Skip every image and restate the data word for word.
--------
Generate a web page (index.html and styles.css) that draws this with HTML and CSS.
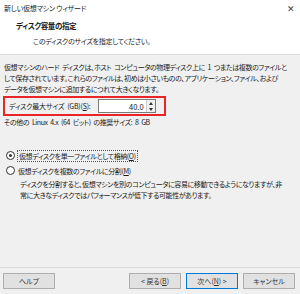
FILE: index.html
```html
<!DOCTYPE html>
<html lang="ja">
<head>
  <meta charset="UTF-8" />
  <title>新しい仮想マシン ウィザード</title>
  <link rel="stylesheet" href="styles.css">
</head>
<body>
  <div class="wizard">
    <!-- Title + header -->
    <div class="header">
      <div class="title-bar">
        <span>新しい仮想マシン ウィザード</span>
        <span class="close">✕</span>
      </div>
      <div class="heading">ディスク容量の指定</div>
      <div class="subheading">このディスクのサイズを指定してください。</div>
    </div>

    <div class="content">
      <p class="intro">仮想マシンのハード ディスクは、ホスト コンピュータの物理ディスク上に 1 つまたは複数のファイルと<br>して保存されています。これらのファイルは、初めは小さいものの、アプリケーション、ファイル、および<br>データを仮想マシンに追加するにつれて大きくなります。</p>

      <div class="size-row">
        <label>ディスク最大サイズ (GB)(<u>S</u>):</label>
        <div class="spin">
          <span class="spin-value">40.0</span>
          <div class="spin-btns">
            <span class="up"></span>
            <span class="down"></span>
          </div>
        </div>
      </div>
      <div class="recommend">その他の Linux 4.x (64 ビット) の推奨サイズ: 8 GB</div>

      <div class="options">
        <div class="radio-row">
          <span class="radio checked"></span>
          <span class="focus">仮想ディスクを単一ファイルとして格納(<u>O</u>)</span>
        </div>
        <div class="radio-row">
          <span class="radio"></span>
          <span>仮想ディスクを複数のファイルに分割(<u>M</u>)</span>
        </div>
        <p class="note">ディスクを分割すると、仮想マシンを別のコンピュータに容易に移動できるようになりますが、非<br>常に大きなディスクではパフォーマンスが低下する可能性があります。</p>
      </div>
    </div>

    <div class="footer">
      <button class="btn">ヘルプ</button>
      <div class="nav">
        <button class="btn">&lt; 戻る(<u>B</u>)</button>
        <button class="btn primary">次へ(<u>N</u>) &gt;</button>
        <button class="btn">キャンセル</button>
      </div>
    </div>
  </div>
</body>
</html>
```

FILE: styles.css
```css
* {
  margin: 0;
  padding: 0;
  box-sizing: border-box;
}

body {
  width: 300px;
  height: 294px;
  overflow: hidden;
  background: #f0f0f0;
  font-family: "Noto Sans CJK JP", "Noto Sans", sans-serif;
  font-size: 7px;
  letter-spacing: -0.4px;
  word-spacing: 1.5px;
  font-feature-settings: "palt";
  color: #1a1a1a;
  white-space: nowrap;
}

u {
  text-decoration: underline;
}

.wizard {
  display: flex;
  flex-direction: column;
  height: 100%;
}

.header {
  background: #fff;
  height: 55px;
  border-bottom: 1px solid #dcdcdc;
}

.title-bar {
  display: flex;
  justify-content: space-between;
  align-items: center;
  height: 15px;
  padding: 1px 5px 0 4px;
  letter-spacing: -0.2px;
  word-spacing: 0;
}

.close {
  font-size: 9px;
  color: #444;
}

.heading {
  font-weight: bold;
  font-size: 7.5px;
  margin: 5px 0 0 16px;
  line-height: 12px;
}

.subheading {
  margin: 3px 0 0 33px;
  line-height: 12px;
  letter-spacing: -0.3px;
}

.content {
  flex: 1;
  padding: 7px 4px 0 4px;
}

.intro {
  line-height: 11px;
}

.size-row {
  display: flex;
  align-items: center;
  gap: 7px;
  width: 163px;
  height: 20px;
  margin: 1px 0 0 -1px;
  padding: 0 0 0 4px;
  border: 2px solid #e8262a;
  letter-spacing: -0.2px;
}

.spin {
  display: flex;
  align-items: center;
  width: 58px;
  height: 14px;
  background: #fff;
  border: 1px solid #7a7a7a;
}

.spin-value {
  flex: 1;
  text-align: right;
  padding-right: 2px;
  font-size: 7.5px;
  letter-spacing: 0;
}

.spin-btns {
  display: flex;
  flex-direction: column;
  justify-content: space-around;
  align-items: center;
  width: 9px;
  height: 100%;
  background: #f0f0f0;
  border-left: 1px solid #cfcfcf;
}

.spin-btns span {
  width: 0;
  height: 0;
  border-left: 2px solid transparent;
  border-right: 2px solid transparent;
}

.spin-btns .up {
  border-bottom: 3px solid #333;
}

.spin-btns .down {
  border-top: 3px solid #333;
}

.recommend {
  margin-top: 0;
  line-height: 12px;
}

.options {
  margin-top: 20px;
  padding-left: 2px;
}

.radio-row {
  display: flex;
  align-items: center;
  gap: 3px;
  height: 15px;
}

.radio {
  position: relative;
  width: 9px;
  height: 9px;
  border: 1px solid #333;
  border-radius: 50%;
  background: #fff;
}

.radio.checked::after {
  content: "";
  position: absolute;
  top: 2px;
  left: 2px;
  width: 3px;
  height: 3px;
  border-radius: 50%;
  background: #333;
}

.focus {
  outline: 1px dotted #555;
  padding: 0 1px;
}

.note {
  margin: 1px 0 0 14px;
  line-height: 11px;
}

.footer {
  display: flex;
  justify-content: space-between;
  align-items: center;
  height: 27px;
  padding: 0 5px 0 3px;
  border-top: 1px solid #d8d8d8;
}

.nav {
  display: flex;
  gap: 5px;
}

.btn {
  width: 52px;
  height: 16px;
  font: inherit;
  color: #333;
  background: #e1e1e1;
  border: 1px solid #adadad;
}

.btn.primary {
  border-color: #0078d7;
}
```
--------
▸ **RESPONSE**:
Generate a web page (index.html and styles.css) that draws this with HTML and CSS.
FILE: index.html
```html
<!DOCTYPE html>
<html lang="ja">
<head>
  <meta charset="UTF-8" />
  <title>新しい仮想マシン ウィザード</title>
  <link rel="stylesheet" href="styles.css">
</head>
<body>
  <div class="wizard">
    <!-- Title + header -->
    <div class="header">
      <div class="title-bar">
        <span>新しい仮想マシン ウィザード</span>
        <span class="close">✕</span>
      </div>
      <div class="heading">ディスク容量の指定</div>
      <div class="subheading">このディスクのサイズを指定してください。</div>
    </div>

    <div class="content">
      <p class="intro">仮想マシンのハード ディスクは、ホスト コンピュータの物理ディスク上に 1 つまたは複数のファイルと<br>して保存されています。これらのファイルは、初めは小さいものの、アプリケーション、ファイル、および<br>データを仮想マシンに追加するにつれて大きくなります。</p>

      <div class="size-row">
        <label>ディスク最大サイズ (GB)(<u>S</u>):</label>
        <div class="spin">
          <span class="spin-value">40.0</span>
          <div class="spin-btns">
            <span class="up"></span>
            <span class="down"></span>
          </div>
        </div>
      </div>
      <div class="recommend">その他の Linux 4.x (64 ビット) の推奨サイズ: 8 GB</div>

      <div class="options">
        <div class="radio-row">
          <span class="radio checked"></span>
          <span class="focus">仮想ディスクを単一ファイルとして格納(<u>O</u>)</span>
        </div>
        <div class="radio-row">
          <span class="radio"></span>
          <span>仮想ディスクを複数のファイルに分割(<u>M</u>)</span>
        </div>
        <p class="note">ディスクを分割すると、仮想マシンを別のコンピュータに容易に移動できるようになりますが、非<br>常に大きなディスクではパフォーマンスが低下する可能性があります。</p>
      </div>
    </div>

    <div class="footer">
      <button class="btn">ヘルプ</button>
      <div class="nav">
        <button class="btn">&lt; 戻る(<u>B</u>)</button>
        <button class="btn primary">次へ(<u>N</u>) &gt;</button>
        <button class="btn">キャンセル</button>
      </div>
    </div>
  </div>
</body>
</html>
```

FILE: styles.css
```css
* {
  margin: 0;
  padding: 0;
  box-sizing: border-box;
}

body {
  width: 300px;
  height: 294px;
  overflow: hidden;
  background: #f0f0f0;
  font-family: "Noto Sans CJK JP", "Noto Sans", sans-serif;
  font-size: 7px;
  letter-spacing: -0.4px;
  word-spacing: 1.5px;
  font-feature-settings: "palt";
  color: #1a1a1a;
  white-space: nowrap;
}

u {
  text-decoration: underline;
}

.wizard {
  display: flex;
  flex-direction: column;
  height: 100%;
}

.header {
  background: #fff;
  height: 55px;
  border-bottom: 1px solid #dcdcdc;
}

.title-bar {
  display: flex;
  justify-content: space-between;
  align-items: center;
  height: 15px;
  padding: 1px 5px 0 4px;
  letter-spacing: -0.2px;
  word-spacing: 0;
}

.close {
  font-size: 9px;
  color: #444;
}

.heading {
  font-weight: bold;
  font-size: 7.5px;
  margin: 5px 0 0 16px;
  line-height: 12px;
}

.subheading {
  margin: 3px 0 0 33px;
  line-height: 12px;
  letter-spacing: -0.3px;
}

.content {
  flex: 1;
  padding: 7px 4px 0 4px;
}

.intro {
  line-height: 11px;
}

.size-row {
  display: flex;
  align-items: center;
  gap: 7px;
  width: 163px;
  height: 20px;
  margin: 1px 0 0 -1px;
  padding: 0 0 0 4px;
  border: 2px solid #e8262a;
  letter-spacing: -0.2px;
}

.spin {
  display: flex;
  align-items: center;
  width: 58px;
  height: 14px;
  background: #fff;
  border: 1px solid #7a7a7a;
}

.spin-value {
  flex: 1;
  text-align: right;
  padding-right: 2px;
  font-size: 7.5px;
  letter-spacing: 0;
}

.spin-btns {
  display: flex;
  flex-direction: column;
  justify-content: space-around;
  align-items: center;
  width: 9px;
  height: 100%;
  background: #f0f0f0;
  border-left: 1px solid #cfcfcf;
}

.spin-btns span {
  width: 0;
  height: 0;
  border-left: 2px solid transparent;
  border-right: 2px solid transparent;
}

.spin-btns .up {
  border-bottom: 3px solid #333;
}

.spin-btns .down {
  border-top: 3px solid #333;
}

.recommend {
  margin-top: 0;
  line-height: 12px;
}

.options {
  margin-top: 20px;
  padding-left: 2px;
}

.radio-row {
  display: flex;
  align-items: center;
  gap: 3px;
  height: 15px;
}

.radio {
  position: relative;
  width: 9px;
  height: 9px;
  border: 1px solid #333;
  border-radius: 50%;
  background: #fff;
}

.radio.checked::after {
  content: "";
  position: absolute;
  top: 2px;
  left: 2px;
  width: 3px;
  height: 3px;
  border-radius: 50%;
  background: #333;
}

.focus {
  outline: 1px dotted #555;
  padding: 0 1px;
}

.note {
  margin: 1px 0 0 14px;
  line-height: 11px;
}

.footer {
  display: flex;
  justify-content: space-between;
  align-items: center;
  height: 27px;
  padding: 0 5px 0 3px;
  border-top: 1px solid #d8d8d8;
}

.nav {
  display: flex;
  gap: 5px;
}

.btn {
  width: 52px;
  height: 16px;
  font: inherit;
  color: #333;
  background: #e1e1e1;
  border: 1px solid #adadad;
}

.btn.primary {
  border-color: #0078d7;
}
```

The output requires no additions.